L'eau Bleue. Issey Miyake



Perfumist: Jacques Cavallier.

Countains: lemongrass, mandarin, elemi, balmasic ginger, badiana, rosemary, star anise, rose absolute, nasturtium, palmarosa, patcholuli, sandalwood, amber, musk mallow, rose wood.

I'm really aware that the launch of this perfume has create a beginning and an end of a new spectre regarding perfumes.
So many reviews about this juice. So many many fans, so many people agaisnt it.

The real fact is that is not a lunch for the mainstream public. It's a real love at first sight or hate.
Even now, i can't really figure out, in which group should I put it; there's lots of notes in its simple but a the same time very complex soul.

I originally tried this scent when It was first launched in the summer of 2004. I quickly dismissed it when in summer we easiy raise the 40 degrees in the shade, and with this kind of heat, the fragrance produced me an instant headhake, (definitively is not a summer perfume).

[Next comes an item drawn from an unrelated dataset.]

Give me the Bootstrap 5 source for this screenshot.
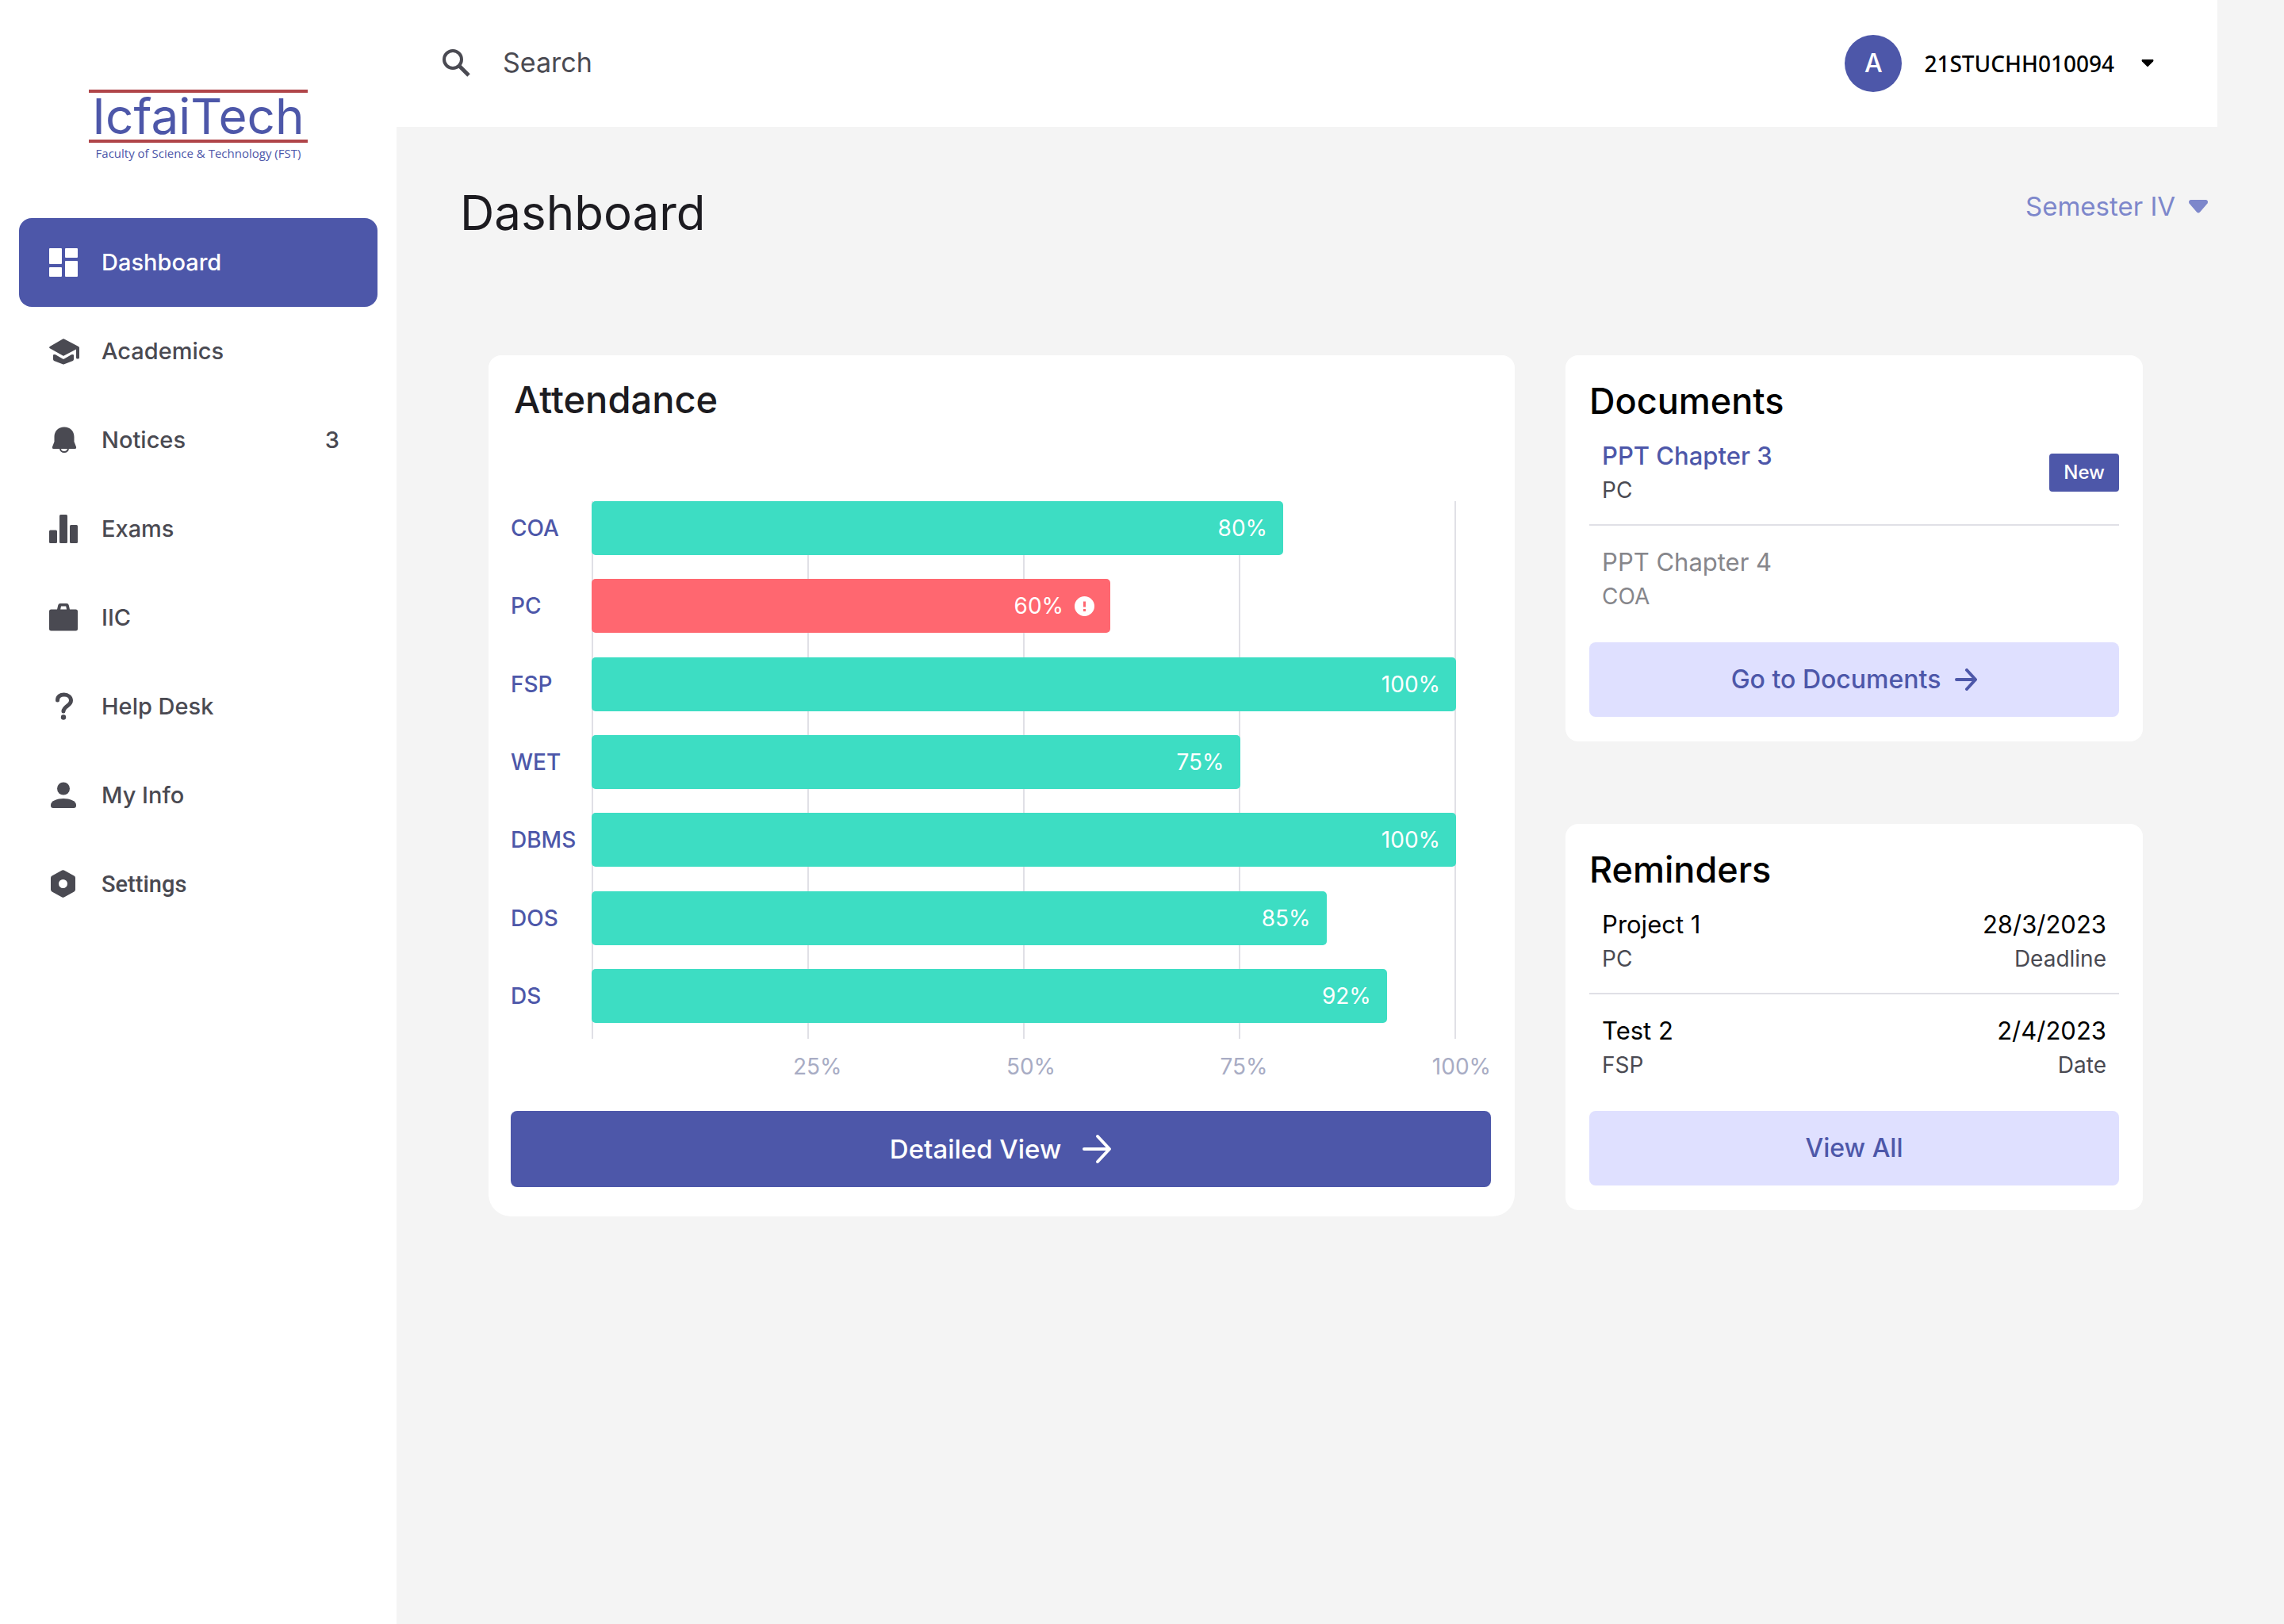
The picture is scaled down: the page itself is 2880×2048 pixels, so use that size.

The rosemary and balsamic notes standed out that much on me that people even asked me if I had just applied Vicks Vaporub or something when I was wearing it.
Then, a friend of mine commented that to him, it smelled like a country meadow, so I just decided that I had to resample it.

It did again on fall, and thank God I did it; what a nice difference!.

The composition start with just a little splash of mandarin surrounded with pugnent herbal notes, nothing calm here, just chaotic and unbalanced. The "balsamic ginger", aniseed and rosemary really stands out. Not in a great way though. But be patient. After 15-20mt the notes calm down and get into something more settled and marvellous.
Is then when a nice touch of may rose, just a ghost and a earthy patchouli embraces mostly all, accompanied with (for me) the marvellous hint of nastortium while rosemary still present.

I never had approached nasturtium flower in a fragrance. It's unusual by itself, velvety, rich, dark, even highly masculine in my opinion.
I know well the nasturtium scent, orange and yellow flowers growing wild in the lands of Galicia.
Actually, smelling the flower directly cut for the herb, now, my olfactory image is just the blue bottle of Bleue; the smell is so vivid in it, that I found this note a fantastic addiction into the formula.
Basicly the perfume could be tagged into the herbal, tonic group, but i really think so that is so unique that can't be really catalogued.
So, for its own ambiguity I can't stop adding it to my perfume collection.
Some old Miyake fans hate this fragrance with passion, but oh well, I'm sure it will always have fans admiring its complexity.